YOUR INSTRUCTIONS:
Your output is the lines from the first one to the one containing "Icons ---------- */", repeated exactly, with images left out.

COLLECTED MATERIAL:
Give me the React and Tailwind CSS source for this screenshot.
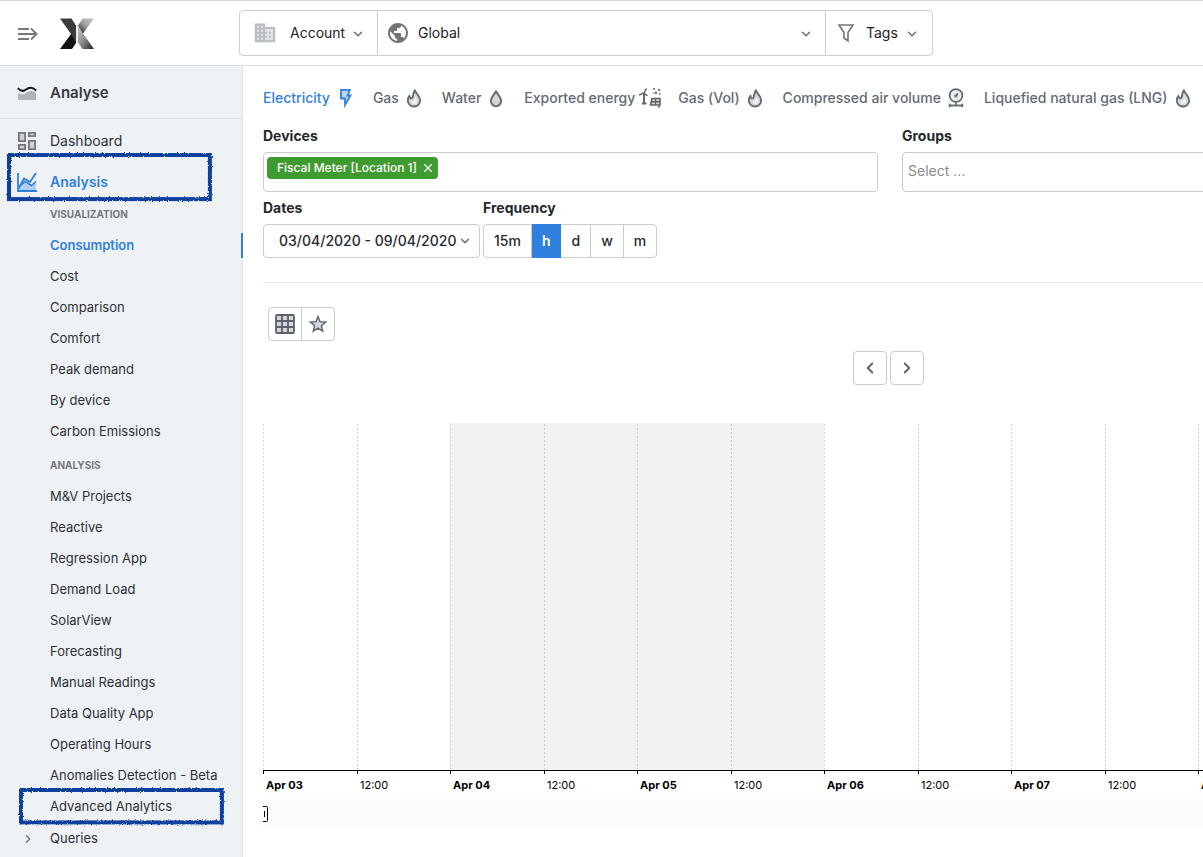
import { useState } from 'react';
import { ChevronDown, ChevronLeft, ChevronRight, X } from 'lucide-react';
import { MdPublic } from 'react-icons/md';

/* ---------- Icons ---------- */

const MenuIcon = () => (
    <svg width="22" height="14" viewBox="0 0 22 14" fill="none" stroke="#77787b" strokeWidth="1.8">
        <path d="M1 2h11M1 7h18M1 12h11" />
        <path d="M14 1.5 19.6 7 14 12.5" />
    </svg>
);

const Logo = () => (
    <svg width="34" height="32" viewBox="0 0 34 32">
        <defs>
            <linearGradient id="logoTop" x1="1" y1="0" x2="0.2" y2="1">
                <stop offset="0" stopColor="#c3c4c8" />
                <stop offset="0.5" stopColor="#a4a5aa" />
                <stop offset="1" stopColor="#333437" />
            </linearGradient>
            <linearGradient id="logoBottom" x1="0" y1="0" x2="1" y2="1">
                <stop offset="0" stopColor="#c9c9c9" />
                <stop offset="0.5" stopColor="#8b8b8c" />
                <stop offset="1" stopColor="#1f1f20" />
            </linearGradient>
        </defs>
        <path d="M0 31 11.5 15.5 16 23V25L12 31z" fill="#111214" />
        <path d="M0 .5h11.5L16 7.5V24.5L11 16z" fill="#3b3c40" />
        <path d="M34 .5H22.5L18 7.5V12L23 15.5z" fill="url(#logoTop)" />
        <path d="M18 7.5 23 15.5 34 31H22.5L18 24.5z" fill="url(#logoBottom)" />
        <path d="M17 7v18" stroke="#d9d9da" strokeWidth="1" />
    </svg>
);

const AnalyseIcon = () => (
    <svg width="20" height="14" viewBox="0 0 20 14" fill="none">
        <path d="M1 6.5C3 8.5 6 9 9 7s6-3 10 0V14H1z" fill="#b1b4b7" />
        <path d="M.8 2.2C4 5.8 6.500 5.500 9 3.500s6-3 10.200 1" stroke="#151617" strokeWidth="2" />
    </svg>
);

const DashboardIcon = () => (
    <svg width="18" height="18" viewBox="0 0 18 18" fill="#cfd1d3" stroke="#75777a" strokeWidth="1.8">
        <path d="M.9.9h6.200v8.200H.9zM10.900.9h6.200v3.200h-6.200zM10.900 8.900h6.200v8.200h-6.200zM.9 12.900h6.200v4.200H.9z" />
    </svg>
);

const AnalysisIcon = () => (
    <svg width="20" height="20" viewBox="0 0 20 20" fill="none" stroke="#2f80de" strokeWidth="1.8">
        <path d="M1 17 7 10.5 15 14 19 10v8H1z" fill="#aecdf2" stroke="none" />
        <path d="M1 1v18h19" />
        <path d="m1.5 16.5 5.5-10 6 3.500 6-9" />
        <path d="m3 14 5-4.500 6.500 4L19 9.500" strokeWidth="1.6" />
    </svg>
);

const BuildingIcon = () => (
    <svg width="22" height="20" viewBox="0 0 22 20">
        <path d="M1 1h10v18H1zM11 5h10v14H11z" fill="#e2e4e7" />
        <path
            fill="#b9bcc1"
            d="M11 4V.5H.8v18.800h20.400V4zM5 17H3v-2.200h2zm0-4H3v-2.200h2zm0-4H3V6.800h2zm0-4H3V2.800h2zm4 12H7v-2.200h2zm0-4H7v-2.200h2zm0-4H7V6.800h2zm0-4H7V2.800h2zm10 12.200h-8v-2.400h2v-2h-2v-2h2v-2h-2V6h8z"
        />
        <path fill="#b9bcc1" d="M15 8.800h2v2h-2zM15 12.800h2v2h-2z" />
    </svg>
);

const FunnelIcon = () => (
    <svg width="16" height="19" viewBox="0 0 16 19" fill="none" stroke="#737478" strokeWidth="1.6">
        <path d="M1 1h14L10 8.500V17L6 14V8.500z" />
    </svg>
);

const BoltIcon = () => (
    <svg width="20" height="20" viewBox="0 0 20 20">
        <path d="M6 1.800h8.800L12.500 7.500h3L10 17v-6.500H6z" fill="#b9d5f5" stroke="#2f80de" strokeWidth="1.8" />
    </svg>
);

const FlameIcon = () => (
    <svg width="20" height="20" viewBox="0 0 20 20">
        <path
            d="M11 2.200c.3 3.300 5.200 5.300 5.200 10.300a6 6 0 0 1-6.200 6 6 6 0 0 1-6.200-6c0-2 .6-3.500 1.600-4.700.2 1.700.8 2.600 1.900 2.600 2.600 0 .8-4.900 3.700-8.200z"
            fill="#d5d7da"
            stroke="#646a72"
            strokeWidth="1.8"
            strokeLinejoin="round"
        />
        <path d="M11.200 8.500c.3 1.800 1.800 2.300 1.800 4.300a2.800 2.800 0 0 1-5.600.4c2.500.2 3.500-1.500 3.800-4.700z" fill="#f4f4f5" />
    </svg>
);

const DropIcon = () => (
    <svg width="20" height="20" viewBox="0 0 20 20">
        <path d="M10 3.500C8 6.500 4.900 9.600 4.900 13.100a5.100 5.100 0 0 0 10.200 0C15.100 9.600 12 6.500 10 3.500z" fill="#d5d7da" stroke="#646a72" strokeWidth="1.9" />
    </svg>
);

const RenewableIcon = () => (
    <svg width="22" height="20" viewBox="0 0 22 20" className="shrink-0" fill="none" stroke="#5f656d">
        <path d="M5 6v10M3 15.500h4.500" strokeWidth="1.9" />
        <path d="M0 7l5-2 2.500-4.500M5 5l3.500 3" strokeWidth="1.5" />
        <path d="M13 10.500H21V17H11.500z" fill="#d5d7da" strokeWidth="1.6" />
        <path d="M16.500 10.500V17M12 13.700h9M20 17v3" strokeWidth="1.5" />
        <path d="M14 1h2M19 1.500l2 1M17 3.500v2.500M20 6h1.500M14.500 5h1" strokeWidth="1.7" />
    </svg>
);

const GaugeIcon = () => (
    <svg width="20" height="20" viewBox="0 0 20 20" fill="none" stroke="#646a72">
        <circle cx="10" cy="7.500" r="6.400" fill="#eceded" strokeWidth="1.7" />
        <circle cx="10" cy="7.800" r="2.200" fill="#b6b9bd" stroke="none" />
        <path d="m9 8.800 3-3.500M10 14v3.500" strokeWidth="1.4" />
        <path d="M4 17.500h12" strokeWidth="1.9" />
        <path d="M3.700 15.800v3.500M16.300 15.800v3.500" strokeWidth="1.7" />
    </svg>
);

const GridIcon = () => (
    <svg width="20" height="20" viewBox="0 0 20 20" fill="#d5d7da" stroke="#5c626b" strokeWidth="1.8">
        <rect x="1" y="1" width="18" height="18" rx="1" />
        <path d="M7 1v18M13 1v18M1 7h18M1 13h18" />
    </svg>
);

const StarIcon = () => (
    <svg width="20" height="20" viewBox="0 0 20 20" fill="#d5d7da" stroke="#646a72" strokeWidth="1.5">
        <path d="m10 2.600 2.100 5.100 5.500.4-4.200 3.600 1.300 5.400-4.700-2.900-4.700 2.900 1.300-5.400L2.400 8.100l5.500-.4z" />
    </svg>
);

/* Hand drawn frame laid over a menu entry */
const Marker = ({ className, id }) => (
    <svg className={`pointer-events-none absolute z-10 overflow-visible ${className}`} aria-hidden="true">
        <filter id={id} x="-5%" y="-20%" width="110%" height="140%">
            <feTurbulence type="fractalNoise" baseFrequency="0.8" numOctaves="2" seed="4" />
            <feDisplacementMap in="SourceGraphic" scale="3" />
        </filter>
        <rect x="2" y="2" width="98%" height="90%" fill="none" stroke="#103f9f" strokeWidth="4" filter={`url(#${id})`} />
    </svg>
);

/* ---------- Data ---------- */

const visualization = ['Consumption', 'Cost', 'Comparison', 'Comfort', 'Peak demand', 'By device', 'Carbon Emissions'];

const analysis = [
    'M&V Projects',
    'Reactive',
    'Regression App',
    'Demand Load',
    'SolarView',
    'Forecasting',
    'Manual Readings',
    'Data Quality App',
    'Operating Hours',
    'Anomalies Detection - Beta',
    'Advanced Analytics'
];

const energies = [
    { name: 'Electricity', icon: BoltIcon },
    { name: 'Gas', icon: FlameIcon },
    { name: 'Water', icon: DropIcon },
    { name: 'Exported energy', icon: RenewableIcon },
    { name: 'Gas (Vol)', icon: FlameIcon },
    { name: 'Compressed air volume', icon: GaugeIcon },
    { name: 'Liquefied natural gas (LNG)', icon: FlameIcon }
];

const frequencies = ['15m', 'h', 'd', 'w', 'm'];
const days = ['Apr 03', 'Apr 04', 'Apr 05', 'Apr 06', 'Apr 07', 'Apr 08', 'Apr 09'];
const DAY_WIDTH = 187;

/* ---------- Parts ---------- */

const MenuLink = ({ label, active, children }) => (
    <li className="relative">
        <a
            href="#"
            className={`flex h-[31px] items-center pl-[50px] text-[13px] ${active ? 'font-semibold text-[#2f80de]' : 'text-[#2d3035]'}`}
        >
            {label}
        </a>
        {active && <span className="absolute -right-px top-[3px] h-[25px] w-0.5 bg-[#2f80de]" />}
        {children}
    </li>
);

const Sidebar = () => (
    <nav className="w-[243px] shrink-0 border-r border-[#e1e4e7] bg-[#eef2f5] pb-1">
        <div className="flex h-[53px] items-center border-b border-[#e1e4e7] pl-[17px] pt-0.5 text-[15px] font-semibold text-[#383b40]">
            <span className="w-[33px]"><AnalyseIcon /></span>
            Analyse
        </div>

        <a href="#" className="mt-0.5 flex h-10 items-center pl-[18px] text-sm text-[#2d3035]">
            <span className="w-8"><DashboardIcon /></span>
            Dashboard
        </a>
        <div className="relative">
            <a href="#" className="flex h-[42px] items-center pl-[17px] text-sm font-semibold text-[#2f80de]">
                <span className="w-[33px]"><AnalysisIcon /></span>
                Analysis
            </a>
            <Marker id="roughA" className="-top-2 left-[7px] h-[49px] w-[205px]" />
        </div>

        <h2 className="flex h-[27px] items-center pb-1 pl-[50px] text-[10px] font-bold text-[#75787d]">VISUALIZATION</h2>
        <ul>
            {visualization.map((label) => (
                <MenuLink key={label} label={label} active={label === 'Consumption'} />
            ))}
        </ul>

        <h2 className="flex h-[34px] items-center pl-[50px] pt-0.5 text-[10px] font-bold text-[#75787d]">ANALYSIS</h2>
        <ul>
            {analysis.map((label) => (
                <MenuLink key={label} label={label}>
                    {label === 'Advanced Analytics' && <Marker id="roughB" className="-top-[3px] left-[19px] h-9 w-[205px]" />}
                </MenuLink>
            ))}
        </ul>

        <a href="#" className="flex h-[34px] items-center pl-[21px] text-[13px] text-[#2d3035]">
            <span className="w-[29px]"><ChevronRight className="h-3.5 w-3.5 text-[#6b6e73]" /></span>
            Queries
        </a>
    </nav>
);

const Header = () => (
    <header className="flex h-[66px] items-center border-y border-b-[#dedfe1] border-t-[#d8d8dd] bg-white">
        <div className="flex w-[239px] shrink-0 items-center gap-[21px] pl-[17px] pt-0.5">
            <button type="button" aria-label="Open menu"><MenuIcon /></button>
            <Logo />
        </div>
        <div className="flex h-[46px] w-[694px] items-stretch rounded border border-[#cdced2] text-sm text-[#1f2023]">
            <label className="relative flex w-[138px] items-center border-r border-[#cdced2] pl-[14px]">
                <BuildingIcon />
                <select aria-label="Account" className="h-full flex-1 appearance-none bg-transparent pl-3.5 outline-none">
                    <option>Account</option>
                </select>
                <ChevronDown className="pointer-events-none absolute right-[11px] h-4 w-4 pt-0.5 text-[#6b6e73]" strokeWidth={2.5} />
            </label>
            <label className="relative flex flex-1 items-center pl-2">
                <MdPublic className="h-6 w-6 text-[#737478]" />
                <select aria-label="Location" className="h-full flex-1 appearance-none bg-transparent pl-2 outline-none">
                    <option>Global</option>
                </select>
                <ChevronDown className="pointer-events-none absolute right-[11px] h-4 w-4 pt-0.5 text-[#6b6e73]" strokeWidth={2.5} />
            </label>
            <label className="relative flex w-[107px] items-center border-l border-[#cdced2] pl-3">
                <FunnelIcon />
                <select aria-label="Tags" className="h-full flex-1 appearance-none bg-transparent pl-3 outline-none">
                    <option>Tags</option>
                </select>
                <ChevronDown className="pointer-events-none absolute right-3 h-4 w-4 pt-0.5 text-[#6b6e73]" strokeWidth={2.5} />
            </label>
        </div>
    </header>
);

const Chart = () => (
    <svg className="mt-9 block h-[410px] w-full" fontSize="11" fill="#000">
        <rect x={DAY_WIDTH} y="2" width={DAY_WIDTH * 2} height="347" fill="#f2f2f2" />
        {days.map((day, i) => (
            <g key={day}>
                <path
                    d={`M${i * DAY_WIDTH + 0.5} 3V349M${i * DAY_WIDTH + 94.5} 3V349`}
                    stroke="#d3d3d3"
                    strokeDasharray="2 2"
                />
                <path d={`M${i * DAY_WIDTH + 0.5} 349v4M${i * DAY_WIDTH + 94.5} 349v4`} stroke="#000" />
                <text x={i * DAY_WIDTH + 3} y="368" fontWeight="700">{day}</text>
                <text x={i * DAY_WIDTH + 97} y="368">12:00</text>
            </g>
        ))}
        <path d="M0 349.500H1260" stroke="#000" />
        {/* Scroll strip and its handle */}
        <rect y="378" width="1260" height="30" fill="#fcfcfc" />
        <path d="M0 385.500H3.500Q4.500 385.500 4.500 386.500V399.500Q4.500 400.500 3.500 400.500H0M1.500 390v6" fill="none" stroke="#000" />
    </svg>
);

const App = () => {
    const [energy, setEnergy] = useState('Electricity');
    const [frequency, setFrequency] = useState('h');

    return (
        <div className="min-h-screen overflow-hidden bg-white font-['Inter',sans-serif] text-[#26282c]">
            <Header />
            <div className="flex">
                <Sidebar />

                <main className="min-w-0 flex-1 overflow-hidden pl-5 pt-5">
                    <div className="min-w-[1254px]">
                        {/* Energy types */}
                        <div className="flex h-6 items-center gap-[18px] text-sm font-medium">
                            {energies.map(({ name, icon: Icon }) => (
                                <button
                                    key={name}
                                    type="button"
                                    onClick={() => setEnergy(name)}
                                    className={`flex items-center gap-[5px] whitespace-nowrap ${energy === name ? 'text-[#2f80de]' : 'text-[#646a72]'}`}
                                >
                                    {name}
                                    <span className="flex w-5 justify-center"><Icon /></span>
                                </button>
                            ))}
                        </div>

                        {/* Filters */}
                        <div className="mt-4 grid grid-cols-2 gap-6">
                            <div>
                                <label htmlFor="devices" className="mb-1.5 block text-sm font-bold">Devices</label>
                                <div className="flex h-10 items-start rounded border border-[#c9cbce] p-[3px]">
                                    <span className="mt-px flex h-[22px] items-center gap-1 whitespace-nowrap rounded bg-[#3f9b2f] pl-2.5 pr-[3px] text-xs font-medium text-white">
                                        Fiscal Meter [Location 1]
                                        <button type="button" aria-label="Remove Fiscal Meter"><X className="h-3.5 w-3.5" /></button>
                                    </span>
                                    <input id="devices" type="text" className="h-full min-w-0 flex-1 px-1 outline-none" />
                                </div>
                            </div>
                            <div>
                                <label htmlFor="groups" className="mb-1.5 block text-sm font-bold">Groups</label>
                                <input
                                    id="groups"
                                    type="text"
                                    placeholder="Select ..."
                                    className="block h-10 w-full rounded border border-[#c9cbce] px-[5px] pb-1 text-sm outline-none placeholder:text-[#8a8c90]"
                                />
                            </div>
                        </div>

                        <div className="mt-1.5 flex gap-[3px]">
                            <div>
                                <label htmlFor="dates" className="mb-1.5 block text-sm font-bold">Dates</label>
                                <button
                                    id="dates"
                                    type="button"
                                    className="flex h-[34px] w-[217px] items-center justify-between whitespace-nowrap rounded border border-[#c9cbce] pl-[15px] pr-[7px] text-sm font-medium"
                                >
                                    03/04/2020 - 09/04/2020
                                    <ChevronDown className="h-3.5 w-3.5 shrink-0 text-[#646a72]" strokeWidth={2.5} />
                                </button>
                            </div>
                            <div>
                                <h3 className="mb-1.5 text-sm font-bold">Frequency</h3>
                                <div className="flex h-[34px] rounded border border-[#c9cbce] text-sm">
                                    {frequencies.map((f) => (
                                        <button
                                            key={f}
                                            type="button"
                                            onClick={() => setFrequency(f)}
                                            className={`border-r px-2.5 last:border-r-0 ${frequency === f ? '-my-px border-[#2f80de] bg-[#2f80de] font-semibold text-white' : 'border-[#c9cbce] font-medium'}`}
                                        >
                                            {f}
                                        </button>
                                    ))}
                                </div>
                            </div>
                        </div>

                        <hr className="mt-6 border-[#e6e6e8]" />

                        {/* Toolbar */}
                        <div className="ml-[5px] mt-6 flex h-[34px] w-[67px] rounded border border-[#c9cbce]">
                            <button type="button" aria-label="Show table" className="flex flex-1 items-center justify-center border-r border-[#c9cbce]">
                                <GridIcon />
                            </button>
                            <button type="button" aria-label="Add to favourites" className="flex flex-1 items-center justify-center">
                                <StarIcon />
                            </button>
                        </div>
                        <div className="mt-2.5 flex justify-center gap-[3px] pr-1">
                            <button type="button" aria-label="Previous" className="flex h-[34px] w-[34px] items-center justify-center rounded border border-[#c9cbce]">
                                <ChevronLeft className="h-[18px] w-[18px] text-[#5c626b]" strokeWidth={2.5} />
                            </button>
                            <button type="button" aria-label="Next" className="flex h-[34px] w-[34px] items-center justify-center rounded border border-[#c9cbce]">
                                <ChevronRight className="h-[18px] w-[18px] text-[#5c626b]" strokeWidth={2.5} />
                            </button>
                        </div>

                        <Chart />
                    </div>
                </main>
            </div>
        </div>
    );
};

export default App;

REPLY:
Give me the React and Tailwind CSS source for this screenshot.
import { useState } from 'react';
import { ChevronDown, ChevronLeft, ChevronRight, X } from 'lucide-react';
import { MdPublic } from 'react-icons/md';

/* ---------- Icons ---------- */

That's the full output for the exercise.